(begin)
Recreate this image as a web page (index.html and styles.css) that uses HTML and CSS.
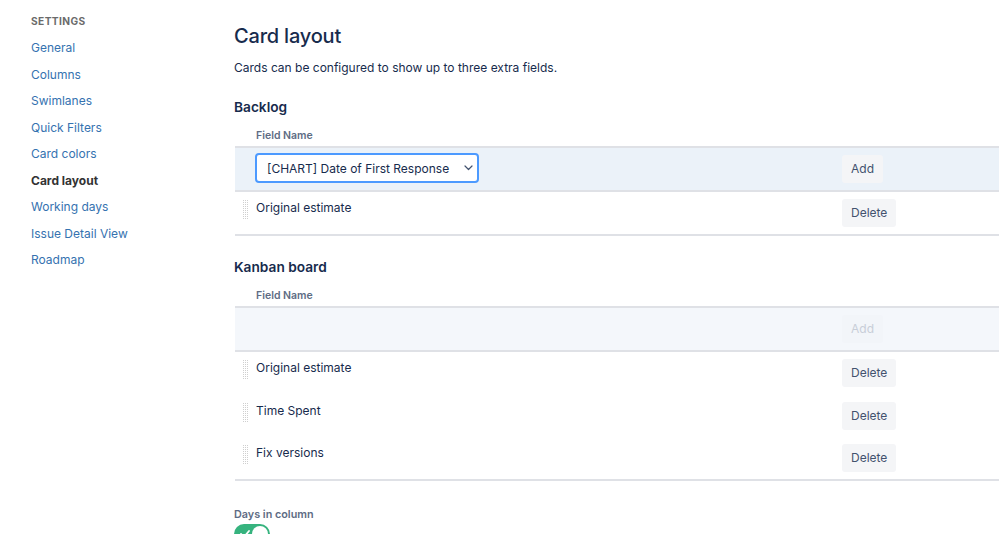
FILE: index.html
```html
<!DOCTYPE html>
<html>
<head>
<meta charset="utf-8">
<link rel="stylesheet" href="styles.css">
</head>
<body>
<div class="page">
  <nav class="sidebar">
    <div class="side-title">SETTINGS</div>
    <a class="side-link">General</a>
    <a class="side-link">Columns</a>
    <a class="side-link">Swimlanes</a>
    <a class="side-link">Quick Filters</a>
    <a class="side-link">Card colors</a>
    <a class="side-link active">Card layout</a>
    <a class="side-link">Working days</a>
    <a class="side-link">Issue Detail View</a>
    <a class="side-link">Roadmap</a>
  </nav>
  <main class="main">
    <h1 class="title">Card layout</h1>
    <p class="desc">Cards can be configured to show up to three extra fields.</p>

    <h2 class="section">Backlog</h2>
    <div class="table">
      <div class="thead"><span class="th">Field Name</span></div>
      <div class="row add-row active">
        <span></span>
        <div class="select">
          <span>[CHART] Date of First Response</span>
          <svg class="chev" width="9" height="6" viewBox="0 0 9 6"><path d="M1 1l3.5 3.5L8 1" fill="none" stroke="#42526e" stroke-width="1.2" stroke-linecap="round" stroke-linejoin="round"/></svg>
        </div>
        <div class="act"><button class="btn">Add</button></div>
      </div>
      <div class="row field-row">
        <span class="handle"></span>
        <span class="fname">Original estimate</span>
        <div class="act"><button class="btn">Delete</button></div>
      </div>
    </div>

    <h2 class="section kanban">Kanban board</h2>
    <div class="table">
      <div class="thead"><span class="th">Field Name</span></div>
      <div class="row add-row disabled">
        <span></span>
        <span></span>
        <div class="act"><button class="btn btn-disabled">Add</button></div>
      </div>
      <div class="row field-row plain">
        <span class="handle"></span>
        <span class="fname">Original estimate</span>
        <div class="act"><button class="btn">Delete</button></div>
      </div>
      <div class="row field-row plain">
        <span class="handle"></span>
        <span class="fname">Time Spent</span>
        <div class="act"><button class="btn">Delete</button></div>
      </div>
      <div class="row field-row">
        <span class="handle"></span>
        <span class="fname">Fix versions</span>
        <div class="act"><button class="btn">Delete</button></div>
      </div>
    </div>

    <div class="days-label">Days in column</div>
    <div class="toggle">
      <svg class="check" width="10" height="8" viewBox="0 0 10 8"><path d="M1 4l3 3 5-6" fill="none" stroke="#fff" stroke-width="1.8" stroke-linecap="round" stroke-linejoin="round"/></svg>
      <span class="knob"></span>
    </div>
  </main>
</div>
</body>
</html>
```
FILE: styles.css
```css
* { box-sizing: border-box; }
html, body { margin: 0; padding: 0; }
body {
  font-family: Inter, "Liberation Sans", sans-serif;
  color: #172b4d;
  background: #fff;
  width: 999px;
  height: 534px;
  overflow: hidden;
}
.page {
  display: flex;
}
.sidebar {
  width: 234px;
  flex: none;
  padding: 13px 0 0 31px;
  display: flex;
  flex-direction: column;
  align-items: flex-start;
}
.side-title {
  font-size: 10.2px;
  font-weight: 700;
  color: #6b6b6b;
  letter-spacing: 0.4px;
  line-height: 16px;
  margin-bottom: 6px;
}
.side-link {
  font-size: 12px;
  line-height: 26.5px;
  color: #3572b0;
  text-decoration: none;
}
.side-link.active {
  color: #333;
  font-weight: 700;
}
.main {
  flex: 1;
  padding-top: 22px;
  min-width: 0;
}
.title {
  margin: 0;
  font-size: 20px;
  font-weight: 500;
  line-height: 28px;
  letter-spacing: -0.2px;
}
.desc {
  margin: 8px 0 0;
  font-size: 12px;
  line-height: 20px;
}
.section {
  margin: 19px 0 0;
  font-size: 13.7px;
  font-weight: 600;
  line-height: 20px;
}
.section.kanban { margin-top: 21px; }
.table {
  margin-left: 1px;
  width: 900px;
}
.thead {
  padding: 11px 0 2px 21px;
  border-bottom: 2px solid #dfe1e6;
}
.th {
  display: block;
  font-size: 10.5px;
  font-weight: 600;
  line-height: 16px;
  color: #5e6c84;
}
.row {
  display: grid;
  grid-template-columns: 21px 586px auto;
  align-items: start;
  padding: 7px 0;
}
.add-row {
  border-bottom: 2px solid #dfe1e6;
  padding: 5px 0 7px;
}
.add-row.active { background: #ebf2f9; }
.add-row.disabled { background: #f4f7fb; padding: 7px 0; }
.field-row { border-bottom: 2px solid #dfe1e6; }
.field-row.plain { border-bottom: none; padding-bottom: 7.5px; }
.select {
  margin-left: -1px;
  width: 224px;
  height: 30px;
  border: 2px solid #4c9aff;
  border-radius: 4px;
  background: #fff;
  display: flex;
  align-items: center;
  justify-content: space-between;
  padding: 0 4px 0 10px;
  font-size: 12px;
  color: #172b4d;
  white-space: nowrap;
}
.chev { display: block; }
.act { display: flex; }
.add-row.active .act { padding-top: 2px; }
.btn {
  font-family: inherit;
  font-size: 12px;
  color: #42526e;
  background: #f4f5f7;
  border: none;
  border-radius: 3px;
  height: 28px;
  padding: 0 9px;
  line-height: 28px;
}
.btn-disabled {
  color: #c8ced8;
  background: #f2f5f9;
}
.handle {
  margin: 0 0 0 7px;
  width: 7px;
  height: 21px;
  background-color: #cfcfcf;
  background-image: linear-gradient(90deg, #fff 1px, transparent 1px), linear-gradient(#fff 1px, transparent 1px);
  background-size: 2px 2px;
}
.fname {
  font-size: 12px;
  line-height: 18px;
  color: #172b4d;
}
.days-label {
  margin-top: 26px;
  font-size: 10.8px;
  font-weight: 600;
  line-height: 16px;
  color: #5e6c84;
}
.toggle {
  margin-top: 1px;
  width: 36px;
  height: 20px;
  border-radius: 10px;
  background: #36b37e;
  display: flex;
  align-items: center;
  justify-content: space-between;
  padding: 0 2px 0 6px;
}
.check { display: block; }
.knob {
  width: 16px;
  height: 16px;
  border-radius: 50%;
  background: #fff;
}
```
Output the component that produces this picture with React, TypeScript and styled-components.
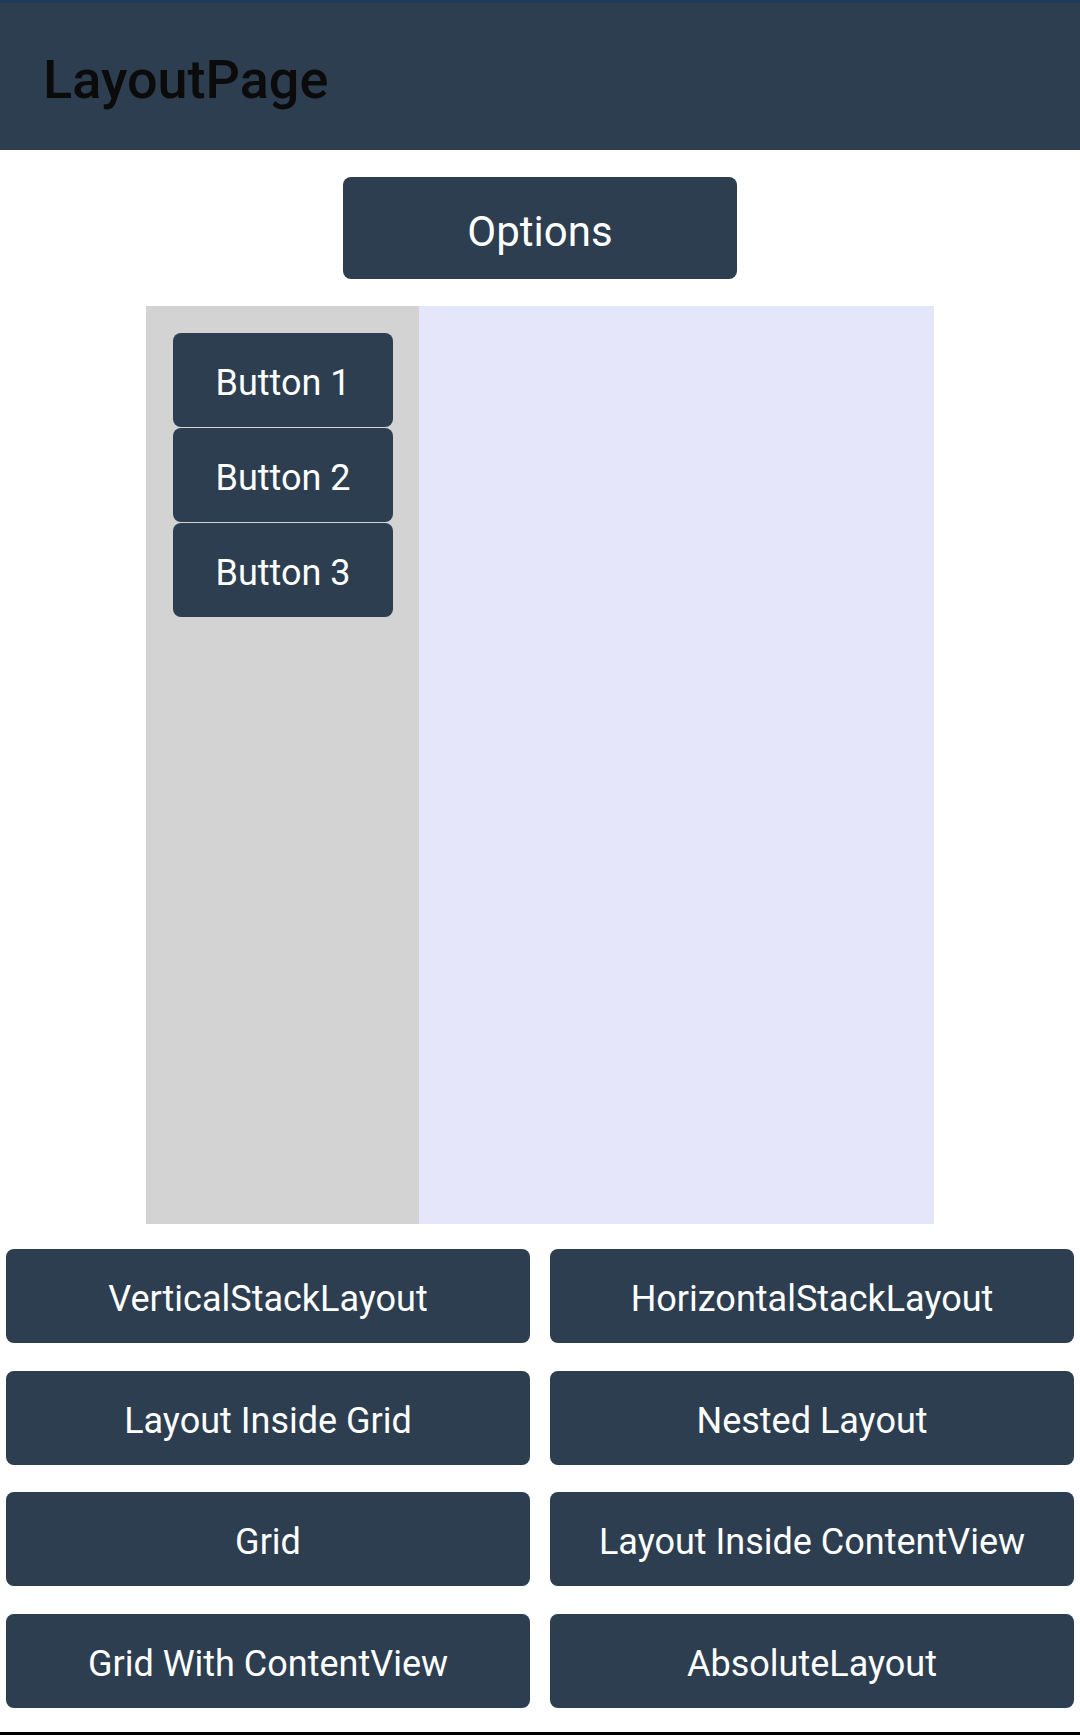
(end)
Directions:
Reproduce all of the data exactly; the pictures do not belong in the copy.

Expected answer:
Recreate this image as a web page (index.html and styles.css) that uses HTML and CSS.
FILE: index.html
```html
<!DOCTYPE html>
<html>
<head>
<meta charset="utf-8">
<link rel="stylesheet" href="styles.css">
</head>
<body>
<div class="page">
  <nav class="sidebar">
    <div class="side-title">SETTINGS</div>
    <a class="side-link">General</a>
    <a class="side-link">Columns</a>
    <a class="side-link">Swimlanes</a>
    <a class="side-link">Quick Filters</a>
    <a class="side-link">Card colors</a>
    <a class="side-link active">Card layout</a>
    <a class="side-link">Working days</a>
    <a class="side-link">Issue Detail View</a>
    <a class="side-link">Roadmap</a>
  </nav>
  <main class="main">
    <h1 class="title">Card layout</h1>
    <p class="desc">Cards can be configured to show up to three extra fields.</p>

    <h2 class="section">Backlog</h2>
    <div class="table">
      <div class="thead"><span class="th">Field Name</span></div>
      <div class="row add-row active">
        <span></span>
        <div class="select">
          <span>[CHART] Date of First Response</span>
          <svg class="chev" width="9" height="6" viewBox="0 0 9 6"><path d="M1 1l3.5 3.5L8 1" fill="none" stroke="#42526e" stroke-width="1.2" stroke-linecap="round" stroke-linejoin="round"/></svg>
        </div>
        <div class="act"><button class="btn">Add</button></div>
      </div>
      <div class="row field-row">
        <span class="handle"></span>
        <span class="fname">Original estimate</span>
        <div class="act"><button class="btn">Delete</button></div>
      </div>
    </div>

    <h2 class="section kanban">Kanban board</h2>
    <div class="table">
      <div class="thead"><span class="th">Field Name</span></div>
      <div class="row add-row disabled">
        <span></span>
        <span></span>
        <div class="act"><button class="btn btn-disabled">Add</button></div>
      </div>
      <div class="row field-row plain">
        <span class="handle"></span>
        <span class="fname">Original estimate</span>
        <div class="act"><button class="btn">Delete</button></div>
      </div>
      <div class="row field-row plain">
        <span class="handle"></span>
        <span class="fname">Time Spent</span>
        <div class="act"><button class="btn">Delete</button></div>
      </div>
      <div class="row field-row">
        <span class="handle"></span>
        <span class="fname">Fix versions</span>
        <div class="act"><button class="btn">Delete</button></div>
      </div>
    </div>

    <div class="days-label">Days in column</div>
    <div class="toggle">
      <svg class="check" width="10" height="8" viewBox="0 0 10 8"><path d="M1 4l3 3 5-6" fill="none" stroke="#fff" stroke-width="1.8" stroke-linecap="round" stroke-linejoin="round"/></svg>
      <span class="knob"></span>
    </div>
  </main>
</div>
</body>
</html>
```
FILE: styles.css
```css
* { box-sizing: border-box; }
html, body { margin: 0; padding: 0; }
body {
  font-family: Inter, "Liberation Sans", sans-serif;
  color: #172b4d;
  background: #fff;
  width: 999px;
  height: 534px;
  overflow: hidden;
}
.page {
  display: flex;
}
.sidebar {
  width: 234px;
  flex: none;
  padding: 13px 0 0 31px;
  display: flex;
  flex-direction: column;
  align-items: flex-start;
}
.side-title {
  font-size: 10.2px;
  font-weight: 700;
  color: #6b6b6b;
  letter-spacing: 0.4px;
  line-height: 16px;
  margin-bottom: 6px;
}
.side-link {
  font-size: 12px;
  line-height: 26.5px;
  color: #3572b0;
  text-decoration: none;
}
.side-link.active {
  color: #333;
  font-weight: 700;
}
.main {
  flex: 1;
  padding-top: 22px;
  min-width: 0;
}
.title {
  margin: 0;
  font-size: 20px;
  font-weight: 500;
  line-height: 28px;
  letter-spacing: -0.2px;
}
.desc {
  margin: 8px 0 0;
  font-size: 12px;
  line-height: 20px;
}
.section {
  margin: 19px 0 0;
  font-size: 13.7px;
  font-weight: 600;
  line-height: 20px;
}
.section.kanban { margin-top: 21px; }
.table {
  margin-left: 1px;
  width: 900px;
}
.thead {
  padding: 11px 0 2px 21px;
  border-bottom: 2px solid #dfe1e6;
}
.th {
  display: block;
  font-size: 10.5px;
  font-weight: 600;
  line-height: 16px;
  color: #5e6c84;
}
.row {
  display: grid;
  grid-template-columns: 21px 586px auto;
  align-items: start;
  padding: 7px 0;
}
.add-row {
  border-bottom: 2px solid #dfe1e6;
  padding: 5px 0 7px;
}
.add-row.active { background: #ebf2f9; }
.add-row.disabled { background: #f4f7fb; padding: 7px 0; }
.field-row { border-bottom: 2px solid #dfe1e6; }
.field-row.plain { border-bottom: none; padding-bottom: 7.5px; }
.select {
  margin-left: -1px;
  width: 224px;
  height: 30px;
  border: 2px solid #4c9aff;
  border-radius: 4px;
  background: #fff;
  display: flex;
  align-items: center;
  justify-content: space-between;
  padding: 0 4px 0 10px;
  font-size: 12px;
  color: #172b4d;
  white-space: nowrap;
}
.chev { display: block; }
.act { display: flex; }
.add-row.active .act { padding-top: 2px; }
.btn {
  font-family: inherit;
  font-size: 12px;
  color: #42526e;
  background: #f4f5f7;
  border: none;
  border-radius: 3px;
  height: 28px;
  padding: 0 9px;
  line-height: 28px;
}
.btn-disabled {
  color: #c8ced8;
  background: #f2f5f9;
}
.handle {
  margin: 0 0 0 7px;
  width: 7px;
  height: 21px;
  background-color: #cfcfcf;
  background-image: linear-gradient(90deg, #fff 1px, transparent 1px), linear-gradient(#fff 1px, transparent 1px);
  background-size: 2px 2px;
}
.fname {
  font-size: 12px;
  line-height: 18px;
  color: #172b4d;
}
.days-label {
  margin-top: 26px;
  font-size: 10.8px;
  font-weight: 600;
  line-height: 16px;
  color: #5e6c84;
}
.toggle {
  margin-top: 1px;
  width: 36px;
  height: 20px;
  border-radius: 10px;
  background: #36b37e;
  display: flex;
  align-items: center;
  justify-content: space-between;
  padding: 0 2px 0 6px;
}
.check { display: block; }
.knob {
  width: 16px;
  height: 16px;
  border-radius: 50%;
  background: #fff;
}
```
Output the component that produces this picture with React, TypeScript and styled-components.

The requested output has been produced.